Hello all, thanks for reading

I was hoping that the people on here could provide us rookies with a few resources to help our trips be a little more successful. Are there any books, classes or websites that would help us in tracking small game and recognizing habitat for hunting and trapping?

Thanks!


----------



## polarbear (Aug 1, 2011)

http://www.trapperman.com/forum/ubbthreads.php/ubb/postlist/Board/1


----------



## pibjr (Dec 5, 2013)

Any animals or area you are thinking of in particular?


----------



## jtoby (Dec 10, 2013)

Animals will be small game, rabbits, fox, racoons and anything in norther utah


----------



## pibjr (Dec 5, 2013)

buy a field guide to animal tracks book. Most book stores will have them.

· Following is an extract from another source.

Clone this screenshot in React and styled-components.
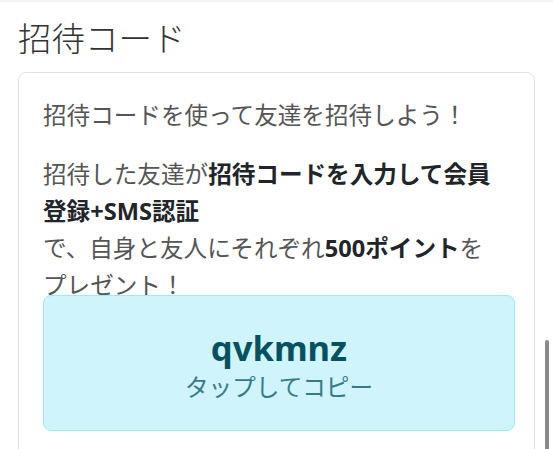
import React from "react";
import styled, { createGlobalStyle } from "styled-components";

const GlobalStyle = createGlobalStyle`
  html, body {
    margin: 0;
    padding: 0;
    background: #ffffff;
    overflow: hidden;
  }
  body {
    font-family: "Noto Sans", "Noto Sans CJK JP", sans-serif;
    -webkit-font-smoothing: antialiased;
  }
`;

const Page = styled.div`
  position: relative;
  height: 449px;
  box-sizing: border-box;
  padding: 0 18px;
  border-top: 2px solid #f3f3f3;
`;

const Title = styled.h2`
  margin: 15px 0 15px;
  font-family: "Noto Sans CJK JP", sans-serif;
  font-size: 33.5px;
  line-height: 40px;
  font-weight: 300;
  color: #333333;
`;

const Card = styled.section`
  box-sizing: border-box;
  min-height: 420px;
  border: 1px solid #dee2e6;
  border-radius: 8px;
  padding: 24px 19px 0 24px;
`;

const Text = styled.p`
  margin: 0 0 ${(p) => p.$gap}px;
  padding-right: 12px;
  font-size: 23.6px;
  line-height: 37px;
  color: #555555;
`;

const Strong = styled.strong`
  font-weight: 700;
  color: #212529;
`;

const CodeBox = styled.button`
  display: flex;
  flex-direction: column;
  align-items: center;
  width: 100%;
  box-sizing: border-box;
  margin-top: -9px;
  padding: 31px 0 25px;
  background: #cff4fc;
  border: 1px solid #9eeaf9;
  border-radius: 8px;
  font-family: inherit;
  cursor: pointer;
`;

const Code = styled.span`
  font-size: 34.6px;
  line-height: 42px;
  font-weight: 700;
  color: #055160;
`;

const Hint = styled.span`
  font-size: 23.6px;
  line-height: 36px;
  color: #377a87;
`;

const ScrollThumb = styled.div`
  position: absolute;
  right: 4px;
  top: 338px;
  width: 4px;
  height: 130px;
  border-radius: 2px;
  background: #8a8a8a;
`;

export default function App() {
  return (
    <>
      <GlobalStyle />
      <Page>
        <Title>招待コード</Title>
        <Card>
          <Text $gap={22}>招待コードを使って友達を招待しよう！</Text>
          <Text $gap={0}>
            招待した友達が<Strong>招待コードを入力して会員登録+SMS認証</Strong>
            <br />
            で、自身と友人にそれぞれ<Strong>500ポイント</Strong>をプレゼント！
          </Text>
          <CodeBox type="button">
            <Code>qvkmnz</Code>
            <Hint>タップしてコピー</Hint>
          </CodeBox>
        </Card>
        <ScrollThumb />
      </Page>
    </>
  );
}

Then head out a day or 2 after a snow and see what you can find. don't just look at the tracks, follow them for a while and pay attention to the type of terrain they are in/traveling through.


----------



## Kevin D (Sep 15, 2007)

S. Stanley Hawbaker was like a god to me as a youth just getting into trapping. His book "Trapping North American Furbearers" was my Bible. I just checked and it's still available on Amazon.com.


----------



## jtoby (Dec 10, 2013)

Thanks guys, great advice and cant wait to try!


----------



## Foxy (Nov 6, 2015)

Trappers! I am looking for a traping mentor to teach me how to trap and take care of the fur. I fish and hunt Chuckars a lot and know places with Beaver, Mink, Racoon, Bobcat,Badger, Fox and Coyote that I have seen. I could split the fur I catch or help you out in a way that it is worth your time please help teach someone that is eager and ready to learn and is easily techable. Please e-mail me at [email protected] Thank you!


----------



## KennyC (Apr 28, 2010)

I trap Raccoon, beaver, muskrat, ect. and the process is not hard but you have to get out in the field and look at damage, tracks, and food sources. There are tons of places to trap but you have to move your traps and check them daily. Watch youtube for fleshing and care of pelts. Go to Montgomery trapping store in Ogden and ask him to set you up. Build a salt table and get some stretchers for your animals. You can message me and I can give you a hand as well. I am retired so I have a lot of time on my hands and love to trap.


----------